North Korean Ice Hockey Player Who Defected Lauds Effort of Joint Women’s Team

A North Korean women’s ice hockey player who defected in 1997 was flooded with memories of her tough sports training as she watched a team from North and South Korea skate through their Olympic matches earlier this month.

Speaking with VOA Korea after the team’s fifth and final loss earlier this week, Hwangbo Young lauded the effort it took the blended team to come together to play as a single force, given that they began practicing together less than a month before the Pyeongchang Winter Olympics.

“I sensed that the team wasn’t able to fully demonstrate what the players prepared,” Hwangbo said. “I heard that during practice, the North Korean players were visibly very zealous and wanted to learn from the South Korean players.” 

Neither the North Korean nor the South Korean team was a serious medal contender, but Hwangbo said the combined team did better than expected in matches, which ended Tuesday.

“I thought they would lose all games by double digits,” Hwangbo told VOA during an interview in Seoul after the team’s final loss on Tuesday. “But they did better than I first expected, although they lost all matches.”

Overcoming differences

For the first time in Olympic history, the two divided Koreas fielded a joint women’s ice hockey team with 23 players from the South and 12 from the North. The move was seen as a peace initiative led by South Korean President Moon Jae-in.

North Korea and South Korea split after Japan, which occupied Korea, surrendered to end World War II. 

Although Hwangbo hopes to see her relatives and friends who remain in North Korea, she doubts if unification will occur in her lifetime and doesn’t expect that to change because of the united hockey team.

She pointed out that despite a similar, earlier effort — the united table tennis team of South Korean Hyun Jung-hwa and North Korean Li Pun Hui that played in the 1991 World Championship in Chiba, Japan — there are still two Koreas.

At the rink, melding the teams meant overcoming differences in training and approaches to diet, and building team spirit. Off the rink, there was criticism that sports was being used as a political tool.

“With everything that happened to them, prior to the Olympics, for them to come together like this and compete like this in the Olympics, it’s remarkable,” Sarah Murray, the Canadian who coached the South Koreans, and then the joint team. 

Now coaching in South Korea, Hwangbo watched the games, which evoked memories of her training in North Korea. After her family’s defection two decades ago, she also competed against the North Korean team in the 2003 Aomori Asian Winter Games as a South Korean player. 

Her training in North Korea was tough, Hwangho recalled, very tough.

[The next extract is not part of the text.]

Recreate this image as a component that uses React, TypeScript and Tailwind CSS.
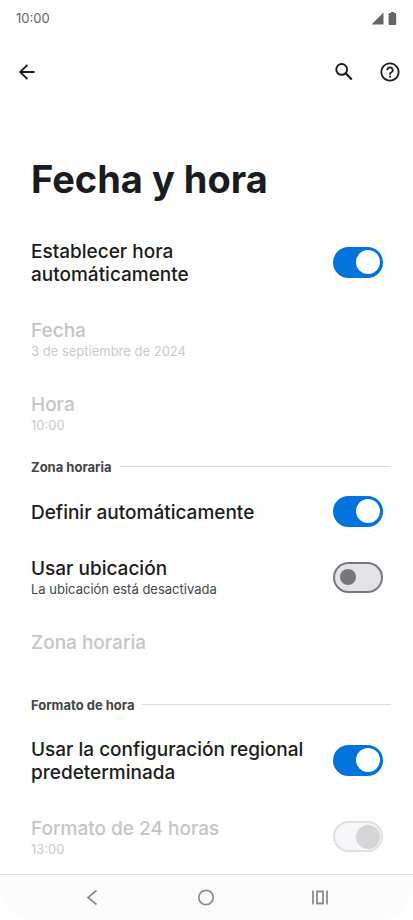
import { useState } from 'react';

type RowProps = {
  id: string;
  title: string;
  detail?: string;
  disabled?: boolean;
  toggle?: boolean;
  on?: boolean;
  size: string;
};

function Toggle({ id, on, disabled }: { id: string; on: boolean; disabled?: boolean }) {
  const [checked, setChecked] = useState(on);
  const track = disabled
    ? 'border-2 border-[#e0e0e2] bg-[#f6f6f8] before:size-6 before:bg-[#d5d5d8]'
    : checked
      ? 'border-2 border-[#0073dd] bg-[#0073dd] before:size-6 before:bg-white'
      : 'border-2 border-[#797780] bg-[#e3e2e9] before:size-4 before:bg-[#777777]';
  return (
    <input
      id={id}
      type="checkbox"
      role="switch"
      checked={checked}
      disabled={disabled}
      onChange={(e) => setChecked(e.target.checked)}
      className={`mb-0.5 flex h-[31px] w-[50px] shrink-0 appearance-none items-center rounded-full before:block before:rounded-full before:content-[''] ${track} ${
        checked ? 'justify-end pr-px' : 'justify-start pl-[5px]'
      }`}
    />
  );
}

function Row({ id, title, detail, disabled, toggle, on = false, size }: RowProps) {
  const text = (
    <>
      <span className={`block text-[19px] leading-[23px] font-medium ${disabled ? 'text-[#c5c5c5]' : 'text-[#1b1c20]'}`}>
        {title}
      </span>
      {detail && (
        <span className={`block text-[13px] leading-[19px] ${disabled ? 'text-[#cbcbcb]' : 'text-[#46464a]'}`}>
          {detail}
        </span>
      )}
    </>
  );
  if (!toggle) {
    return (
      <button type="button" disabled={disabled} className={`flex w-full flex-col items-start justify-center text-left ${size}`}>
        {text}
      </button>
    );
  }
  return (
    <div className={`flex items-center justify-between gap-4 ${size}`}>
      <label htmlFor={id}>{text}</label>
      <Toggle id={id} on={on} disabled={disabled} />
    </div>
  );
}

function SectionTitle({ children }: { children: string }) {
  return (
    <div className="-mr-2 flex h-8 items-center gap-2">
      <h2 className="text-[13px] leading-4 font-bold text-[#444448]">{children}</h2>
      <div className="mb-0.5 h-px flex-1 bg-[#dfdcdf]" />
    </div>
  );
}

export default function App() {
  return (
    <div className="flex min-h-screen flex-col bg-[#fefefe] font-['Inter','Liberation_Sans',sans-serif] text-[#1b1c20]">
      <div className="flex h-9 items-center justify-between pr-4 pl-4 text-[13px] leading-4 text-[#666666]">
        <span>10:00</span>
        <div className="flex items-center gap-1">
          <svg width="13" height="13" viewBox="0 0 13 13" fill="#666666" aria-hidden="true">
            <path d="M12.5 .5V12.500H.5z" />
          </svg>
          <svg width="9" height="13" viewBox="0 0 9 13" fill="#666666" aria-hidden="true">
            <path d="M3 0h3v1h1.2q1 0 1 1v10q0 1-1 1H1.6q-1 0-1-1V2q0-1 1-1H3z" />
          </svg>
        </div>
      </div>

      <header className="flex h-[72px] items-center justify-between pr-3 pl-4">
        <button type="button" aria-label="Atrás">
          <svg width="22" height="22" viewBox="0 0 22 22" fill="none" stroke="currentColor" strokeWidth="1.9" aria-hidden="true">
            <path d="M18.5 11H4.5M11.4 3.8L4.2 11l7.2 7.2" />
          </svg>
        </button>
        <div className="flex items-center gap-6">
          <button type="button" aria-label="Buscar">
            <svg width="22" height="22" viewBox="0 0 22 22" fill="none" stroke="currentColor" strokeWidth="1.9" aria-hidden="true">
              <circle cx="8.7" cy="8.4" r="5.4" />
              <path d="M12.6 12.3l6.2 6.2" strokeWidth="2.2" />
            </svg>
          </button>
          <button type="button" aria-label="Ayuda">
            <svg width="22" height="22" viewBox="0 0 24 24" fill="currentColor" aria-hidden="true">
              <path d="M11 18h2v-2h-2zM12 1.6C6.3 1.6 1.6 6.3 1.6 12S6.3 22.4 12 22.4 22.4 17.7 22.4 12 17.7 1.6 12 1.6zm0 18.8c-4.6 0-8.4-3.8-8.4-8.4S7.4 3.6 12 3.6s8.4 3.8 8.4 8.4-3.8 8.4-8.4 8.4zM12 6c-2.21 0-4 1.79-4 4h2c0-1.100.9-2 2-2s2 .9 2 2c0 2-3 1.75-3 5h2c0-2.25 3-2.5 3-5 0-2.21-1.79-4-4-4z" />
            </svg>
          </button>
        </div>
      </header>

      <main className="flex-1 pt-[47px] pr-[30px] pl-[31px]">
        <h1 className="mb-5 text-[38px] leading-[48px] font-bold">Fecha y hora</h1>
        <Row id="auto-time" title="Establecer hora automáticamente" toggle on size="min-h-20" />
        <Row id="date" title="Fecha" detail="3 de septiembre de 2024" disabled size="min-h-[74px]" />
        <Row id="time" title="Hora" detail="10:00" disabled size="min-h-[74px]" />
        <SectionTitle>Zona horaria</SectionTitle>
        <Row id="auto-zone" title="Definir automáticamente" toggle on size="min-h-[58px]" />
        <Row id="location" title="Usar ubicación" detail="La ubicación está desactivada" toggle size="min-h-[74px]" />
        <Row id="zone" title="Zona horaria" disabled size="mb-5 min-h-[54px]" />
        <SectionTitle>Formato de hora</SectionTitle>
        <Row id="locale" title="Usar la configuración regional predeterminada" toggle on size="min-h-20" />
        <Row id="format-24" title="Formato de 24 horas" detail="13:00" toggle on disabled size="min-h-[73px]" />
      </main>

      <nav className="flex h-[46px] items-center justify-center gap-[90px] rounded-b-[32px] border-t border-[#dedede] bg-[#fbfbfb] pr-px text-[#8d8d8d]">
        <button type="button" aria-label="Volver">
          <svg width="24" height="24" viewBox="0 0 24 24" fill="none" stroke="currentColor" strokeWidth="1.7" aria-hidden="true">
            <path d="M16.500 4.500l-8.500 7 8.500 7" />
          </svg>
        </button>
        <button type="button" aria-label="Inicio">
          <svg width="24" height="24" viewBox="0 0 24 24" fill="none" stroke="currentColor" strokeWidth="1.7" aria-hidden="true">
            <circle cx="12" cy="11.5" r="7.2" />
          </svg>
        </button>
        <button type="button" aria-label="Recientes">
          <svg width="24" height="24" viewBox="0 0 24 24" fill="none" stroke="currentColor" strokeWidth="1.8" aria-hidden="true">
            <path d="M5 4.500v14M19 4.500v14M9 5.500h6v12H9z" />
          </svg>
        </button>
      </nav>
    </div>
  );
}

There were long runs with weights, there were runs in the mountains — but there were no ice rinks.

“Unless water was poured over frozen ground to freeze into ice in the wintertime, we had to do all our tactical training on bare ground with soccer balls, volleyballs and basketballs,” she said.

​Start in hockey

Hwangbo, the daughter of two government workers, started playing hockey as a 12-year-old and was recruited by a coach from the North Korean national team. 

“At the time, I didn’t know what ice hockey was,” she said. “I just began because I liked sports. During gym class in school, a coach asked if I wanted to play in an ice hockey team. I said ‘yes’ without knowing what it was, because I liked playing sports. Later, I found out I said yes to ice hockey.” 

In 1997, Hwangbo and her family boarded a small boat and crossed the Tuman River, North Korea’s northern border, into China before settling in South Korea. 

Three years after her defection, she began playing for South Korea’s national ice hockey team and became a member of the team that played against the North Korean team in the 2003 Aomori Asian Winter Games in Japan. North Korea finished fourth and South Korea fifth.

Hwangbo has said that facing the North Korean team in Aomori was one of the most painful experiences of her life.

The initial excitement of seeing some of her former teammates after seven years dissipated as they taunted her as a traitor throughout the game, even hurling insults when she approached them for a handshake after the game.

But she said she understood their antagonism, because any signs of warmth toward her could have resulted in severe punishment when the team returned to North Korea.